== Given instruction ==
Search the records that follow and extract every line containing the string "styles".

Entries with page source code
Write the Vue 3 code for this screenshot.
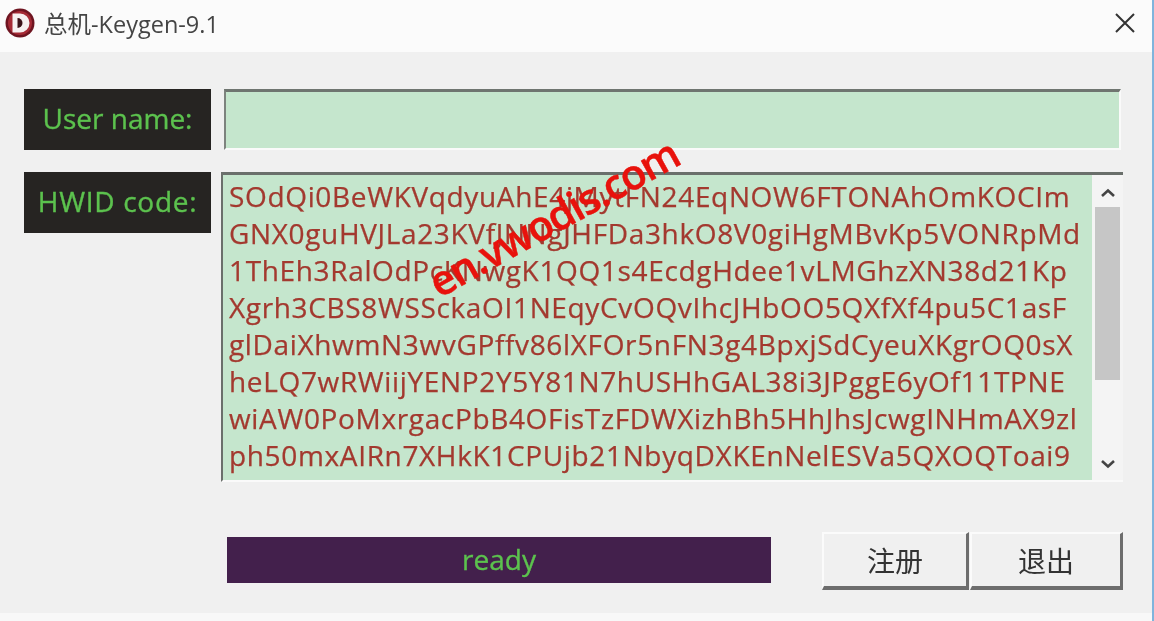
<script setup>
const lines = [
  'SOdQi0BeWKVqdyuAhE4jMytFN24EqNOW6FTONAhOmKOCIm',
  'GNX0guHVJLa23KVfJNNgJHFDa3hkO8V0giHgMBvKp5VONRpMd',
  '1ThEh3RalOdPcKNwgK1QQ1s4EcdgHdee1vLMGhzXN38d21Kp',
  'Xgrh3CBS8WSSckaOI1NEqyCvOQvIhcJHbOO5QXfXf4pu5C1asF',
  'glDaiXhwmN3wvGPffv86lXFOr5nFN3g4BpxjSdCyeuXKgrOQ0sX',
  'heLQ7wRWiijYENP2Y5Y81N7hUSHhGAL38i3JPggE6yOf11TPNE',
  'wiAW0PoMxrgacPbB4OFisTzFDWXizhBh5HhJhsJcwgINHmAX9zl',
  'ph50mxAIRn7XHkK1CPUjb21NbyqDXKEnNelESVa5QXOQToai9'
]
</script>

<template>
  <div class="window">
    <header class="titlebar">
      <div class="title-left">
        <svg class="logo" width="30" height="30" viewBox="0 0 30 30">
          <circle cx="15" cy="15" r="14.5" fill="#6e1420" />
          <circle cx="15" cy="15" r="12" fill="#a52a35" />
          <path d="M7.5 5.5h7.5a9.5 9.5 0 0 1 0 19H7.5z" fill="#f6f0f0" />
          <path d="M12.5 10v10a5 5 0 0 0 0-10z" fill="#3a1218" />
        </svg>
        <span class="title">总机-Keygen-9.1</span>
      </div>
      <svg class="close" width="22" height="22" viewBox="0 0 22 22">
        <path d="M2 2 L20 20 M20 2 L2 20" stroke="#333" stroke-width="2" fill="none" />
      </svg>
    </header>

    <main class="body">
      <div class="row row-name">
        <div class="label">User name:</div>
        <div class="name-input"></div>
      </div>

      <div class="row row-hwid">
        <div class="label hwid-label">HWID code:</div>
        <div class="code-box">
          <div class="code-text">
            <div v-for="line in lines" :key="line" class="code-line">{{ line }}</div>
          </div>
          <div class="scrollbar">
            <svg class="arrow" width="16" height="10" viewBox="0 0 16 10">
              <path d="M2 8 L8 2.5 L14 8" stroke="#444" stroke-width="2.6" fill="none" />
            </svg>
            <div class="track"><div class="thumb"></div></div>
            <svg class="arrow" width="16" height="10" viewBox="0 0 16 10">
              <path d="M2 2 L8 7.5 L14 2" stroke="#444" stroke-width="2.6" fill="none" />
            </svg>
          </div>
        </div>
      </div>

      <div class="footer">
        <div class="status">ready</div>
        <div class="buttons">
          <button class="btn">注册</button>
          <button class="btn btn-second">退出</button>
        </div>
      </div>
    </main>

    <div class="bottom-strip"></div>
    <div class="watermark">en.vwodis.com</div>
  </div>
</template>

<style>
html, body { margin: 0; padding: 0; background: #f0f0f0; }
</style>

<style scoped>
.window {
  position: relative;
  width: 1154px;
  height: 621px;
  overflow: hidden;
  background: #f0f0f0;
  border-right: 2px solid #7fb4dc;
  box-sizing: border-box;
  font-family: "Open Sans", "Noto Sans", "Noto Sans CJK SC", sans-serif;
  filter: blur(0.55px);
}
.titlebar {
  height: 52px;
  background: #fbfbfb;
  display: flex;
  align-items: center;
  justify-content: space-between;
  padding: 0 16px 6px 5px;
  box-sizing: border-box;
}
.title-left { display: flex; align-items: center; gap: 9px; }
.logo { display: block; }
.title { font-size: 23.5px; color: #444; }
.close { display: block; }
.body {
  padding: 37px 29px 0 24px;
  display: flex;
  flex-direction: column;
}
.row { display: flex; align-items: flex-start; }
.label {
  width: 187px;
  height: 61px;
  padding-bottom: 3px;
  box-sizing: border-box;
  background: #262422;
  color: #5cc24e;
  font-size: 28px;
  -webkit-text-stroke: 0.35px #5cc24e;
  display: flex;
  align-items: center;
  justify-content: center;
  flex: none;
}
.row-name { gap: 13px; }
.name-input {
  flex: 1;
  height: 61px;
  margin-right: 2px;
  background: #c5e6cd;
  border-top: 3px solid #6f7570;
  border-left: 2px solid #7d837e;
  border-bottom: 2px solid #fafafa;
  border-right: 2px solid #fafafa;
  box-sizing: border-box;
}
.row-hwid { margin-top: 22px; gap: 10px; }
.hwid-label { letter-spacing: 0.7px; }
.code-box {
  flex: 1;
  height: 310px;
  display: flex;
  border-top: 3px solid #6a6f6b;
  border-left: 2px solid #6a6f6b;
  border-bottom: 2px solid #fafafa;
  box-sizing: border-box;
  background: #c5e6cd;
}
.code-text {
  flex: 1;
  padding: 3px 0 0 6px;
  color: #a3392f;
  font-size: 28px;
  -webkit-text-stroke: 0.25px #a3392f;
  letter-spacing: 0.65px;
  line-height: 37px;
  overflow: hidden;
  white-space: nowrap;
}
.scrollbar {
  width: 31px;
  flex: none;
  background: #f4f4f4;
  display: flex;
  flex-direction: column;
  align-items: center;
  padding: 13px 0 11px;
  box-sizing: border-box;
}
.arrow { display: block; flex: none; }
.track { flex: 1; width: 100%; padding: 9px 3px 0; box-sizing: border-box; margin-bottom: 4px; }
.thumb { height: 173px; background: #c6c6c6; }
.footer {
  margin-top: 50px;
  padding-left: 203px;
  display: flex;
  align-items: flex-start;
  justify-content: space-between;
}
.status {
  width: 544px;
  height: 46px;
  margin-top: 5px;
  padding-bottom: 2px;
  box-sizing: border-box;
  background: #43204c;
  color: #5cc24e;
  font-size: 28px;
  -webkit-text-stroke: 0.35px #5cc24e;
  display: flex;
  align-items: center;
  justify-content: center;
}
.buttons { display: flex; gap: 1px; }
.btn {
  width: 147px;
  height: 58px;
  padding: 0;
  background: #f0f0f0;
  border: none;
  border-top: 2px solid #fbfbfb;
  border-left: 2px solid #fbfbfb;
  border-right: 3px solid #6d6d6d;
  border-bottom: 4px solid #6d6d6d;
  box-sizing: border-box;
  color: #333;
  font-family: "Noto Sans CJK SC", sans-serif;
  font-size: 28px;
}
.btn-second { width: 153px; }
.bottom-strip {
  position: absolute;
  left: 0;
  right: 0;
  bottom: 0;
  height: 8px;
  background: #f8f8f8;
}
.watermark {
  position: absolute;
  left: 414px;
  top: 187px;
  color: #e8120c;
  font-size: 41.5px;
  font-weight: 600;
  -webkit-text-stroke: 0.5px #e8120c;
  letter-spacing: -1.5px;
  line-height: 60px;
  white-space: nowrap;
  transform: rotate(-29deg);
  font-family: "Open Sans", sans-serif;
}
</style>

--

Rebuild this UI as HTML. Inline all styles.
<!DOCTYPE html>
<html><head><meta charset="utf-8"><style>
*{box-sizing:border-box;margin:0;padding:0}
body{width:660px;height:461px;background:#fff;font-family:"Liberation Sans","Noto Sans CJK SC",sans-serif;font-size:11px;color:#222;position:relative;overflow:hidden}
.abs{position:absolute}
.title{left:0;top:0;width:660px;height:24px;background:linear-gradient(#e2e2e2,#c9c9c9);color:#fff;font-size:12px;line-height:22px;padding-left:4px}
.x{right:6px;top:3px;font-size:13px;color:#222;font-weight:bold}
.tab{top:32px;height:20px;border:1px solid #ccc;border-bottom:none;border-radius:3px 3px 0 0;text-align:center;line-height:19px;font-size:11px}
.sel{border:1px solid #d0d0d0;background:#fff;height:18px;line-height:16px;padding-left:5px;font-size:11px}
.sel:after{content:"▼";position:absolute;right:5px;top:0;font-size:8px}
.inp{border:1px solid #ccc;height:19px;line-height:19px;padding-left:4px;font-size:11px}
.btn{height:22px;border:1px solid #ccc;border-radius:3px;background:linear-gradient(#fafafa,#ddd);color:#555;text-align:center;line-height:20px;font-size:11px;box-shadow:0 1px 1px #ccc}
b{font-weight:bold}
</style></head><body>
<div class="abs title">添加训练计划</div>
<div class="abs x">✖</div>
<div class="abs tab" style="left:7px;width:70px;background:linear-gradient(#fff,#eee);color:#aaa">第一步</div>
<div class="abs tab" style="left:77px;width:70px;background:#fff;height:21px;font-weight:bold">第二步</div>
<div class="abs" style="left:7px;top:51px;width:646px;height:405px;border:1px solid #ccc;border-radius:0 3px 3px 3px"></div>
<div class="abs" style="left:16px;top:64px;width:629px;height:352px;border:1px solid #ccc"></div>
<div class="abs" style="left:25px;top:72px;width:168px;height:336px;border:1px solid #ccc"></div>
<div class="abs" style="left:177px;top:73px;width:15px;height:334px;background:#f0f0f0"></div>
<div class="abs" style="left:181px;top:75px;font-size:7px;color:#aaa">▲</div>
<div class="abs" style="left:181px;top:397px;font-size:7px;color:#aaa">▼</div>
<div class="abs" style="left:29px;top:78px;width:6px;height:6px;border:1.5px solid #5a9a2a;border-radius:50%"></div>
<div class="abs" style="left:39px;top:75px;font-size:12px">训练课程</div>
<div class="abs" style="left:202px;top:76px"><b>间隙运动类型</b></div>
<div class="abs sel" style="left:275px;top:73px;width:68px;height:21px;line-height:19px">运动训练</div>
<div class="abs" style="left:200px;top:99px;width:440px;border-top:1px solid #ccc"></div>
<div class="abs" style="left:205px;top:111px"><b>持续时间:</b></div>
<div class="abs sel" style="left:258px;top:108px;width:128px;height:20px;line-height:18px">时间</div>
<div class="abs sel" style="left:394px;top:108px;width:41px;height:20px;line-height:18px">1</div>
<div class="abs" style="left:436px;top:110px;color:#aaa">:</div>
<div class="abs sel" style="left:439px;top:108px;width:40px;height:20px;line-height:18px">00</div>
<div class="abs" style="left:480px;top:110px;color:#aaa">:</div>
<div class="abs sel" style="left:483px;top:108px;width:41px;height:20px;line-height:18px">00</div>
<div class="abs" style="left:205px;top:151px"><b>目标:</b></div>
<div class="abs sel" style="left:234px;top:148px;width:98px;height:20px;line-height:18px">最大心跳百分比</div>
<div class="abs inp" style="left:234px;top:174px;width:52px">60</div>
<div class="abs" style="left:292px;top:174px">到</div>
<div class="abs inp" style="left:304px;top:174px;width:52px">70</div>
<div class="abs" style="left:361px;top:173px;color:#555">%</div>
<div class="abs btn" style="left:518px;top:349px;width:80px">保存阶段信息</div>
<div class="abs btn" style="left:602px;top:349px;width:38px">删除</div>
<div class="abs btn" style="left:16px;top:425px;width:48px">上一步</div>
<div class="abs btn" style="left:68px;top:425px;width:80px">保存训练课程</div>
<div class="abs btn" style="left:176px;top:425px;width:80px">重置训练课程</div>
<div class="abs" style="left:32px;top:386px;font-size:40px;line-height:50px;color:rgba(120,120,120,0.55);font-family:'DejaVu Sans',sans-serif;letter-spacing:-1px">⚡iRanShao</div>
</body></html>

* * *

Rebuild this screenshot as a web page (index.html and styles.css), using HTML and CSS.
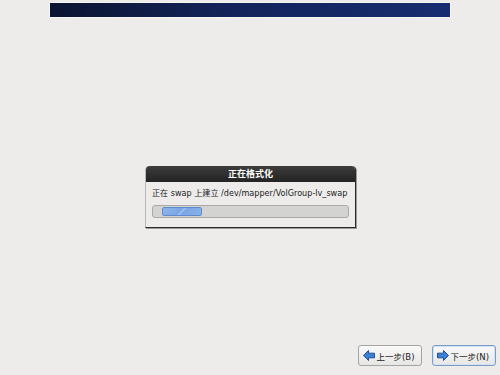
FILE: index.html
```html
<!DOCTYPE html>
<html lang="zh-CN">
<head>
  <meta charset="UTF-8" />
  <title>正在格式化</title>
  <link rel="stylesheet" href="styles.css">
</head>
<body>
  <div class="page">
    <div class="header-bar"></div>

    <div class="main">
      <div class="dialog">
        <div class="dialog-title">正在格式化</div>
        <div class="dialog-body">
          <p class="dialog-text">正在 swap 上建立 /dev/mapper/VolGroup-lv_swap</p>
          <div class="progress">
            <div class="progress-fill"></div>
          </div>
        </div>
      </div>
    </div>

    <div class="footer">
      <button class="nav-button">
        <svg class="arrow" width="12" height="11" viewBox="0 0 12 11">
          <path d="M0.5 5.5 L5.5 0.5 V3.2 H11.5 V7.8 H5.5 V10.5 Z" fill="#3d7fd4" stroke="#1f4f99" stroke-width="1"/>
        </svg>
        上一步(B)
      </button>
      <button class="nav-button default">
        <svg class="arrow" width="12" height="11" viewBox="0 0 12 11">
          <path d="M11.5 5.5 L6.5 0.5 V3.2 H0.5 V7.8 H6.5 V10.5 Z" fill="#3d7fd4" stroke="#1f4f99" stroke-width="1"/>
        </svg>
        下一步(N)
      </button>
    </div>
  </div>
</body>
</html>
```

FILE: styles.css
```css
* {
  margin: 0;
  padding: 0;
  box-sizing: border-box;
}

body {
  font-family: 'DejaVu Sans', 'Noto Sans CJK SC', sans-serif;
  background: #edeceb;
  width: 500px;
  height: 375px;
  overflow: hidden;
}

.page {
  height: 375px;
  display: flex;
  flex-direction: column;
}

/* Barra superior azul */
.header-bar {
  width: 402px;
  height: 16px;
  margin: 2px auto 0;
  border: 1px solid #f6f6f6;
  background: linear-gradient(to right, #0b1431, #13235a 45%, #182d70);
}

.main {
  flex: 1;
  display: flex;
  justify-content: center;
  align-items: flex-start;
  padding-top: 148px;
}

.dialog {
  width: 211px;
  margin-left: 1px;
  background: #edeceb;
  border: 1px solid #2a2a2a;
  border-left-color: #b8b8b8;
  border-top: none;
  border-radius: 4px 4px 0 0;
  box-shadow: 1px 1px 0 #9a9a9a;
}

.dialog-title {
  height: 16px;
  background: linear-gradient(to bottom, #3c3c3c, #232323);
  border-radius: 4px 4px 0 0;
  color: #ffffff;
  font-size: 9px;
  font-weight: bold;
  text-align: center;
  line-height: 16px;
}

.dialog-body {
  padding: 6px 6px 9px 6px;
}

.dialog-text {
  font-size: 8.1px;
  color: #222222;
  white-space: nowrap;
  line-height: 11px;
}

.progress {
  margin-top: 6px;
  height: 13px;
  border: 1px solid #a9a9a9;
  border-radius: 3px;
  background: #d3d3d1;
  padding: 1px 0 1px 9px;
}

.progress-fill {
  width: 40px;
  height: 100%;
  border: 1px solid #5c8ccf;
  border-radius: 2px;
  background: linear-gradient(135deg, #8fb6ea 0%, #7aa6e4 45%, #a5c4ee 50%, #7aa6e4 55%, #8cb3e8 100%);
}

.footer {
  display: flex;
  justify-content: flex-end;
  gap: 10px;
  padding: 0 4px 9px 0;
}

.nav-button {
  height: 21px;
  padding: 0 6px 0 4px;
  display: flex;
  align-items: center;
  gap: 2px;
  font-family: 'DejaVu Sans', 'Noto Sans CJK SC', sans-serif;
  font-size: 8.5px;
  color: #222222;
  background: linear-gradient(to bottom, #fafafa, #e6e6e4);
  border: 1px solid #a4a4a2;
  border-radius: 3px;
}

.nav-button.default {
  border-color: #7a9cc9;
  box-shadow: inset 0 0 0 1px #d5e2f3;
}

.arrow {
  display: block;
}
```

== Finished task ==
Rebuild this UI as HTML. Inline all styles.
Rebuild this screenshot as a web page (index.html and styles.css), using HTML and CSS.
  <link rel="stylesheet" href="styles.css">
FILE: styles.css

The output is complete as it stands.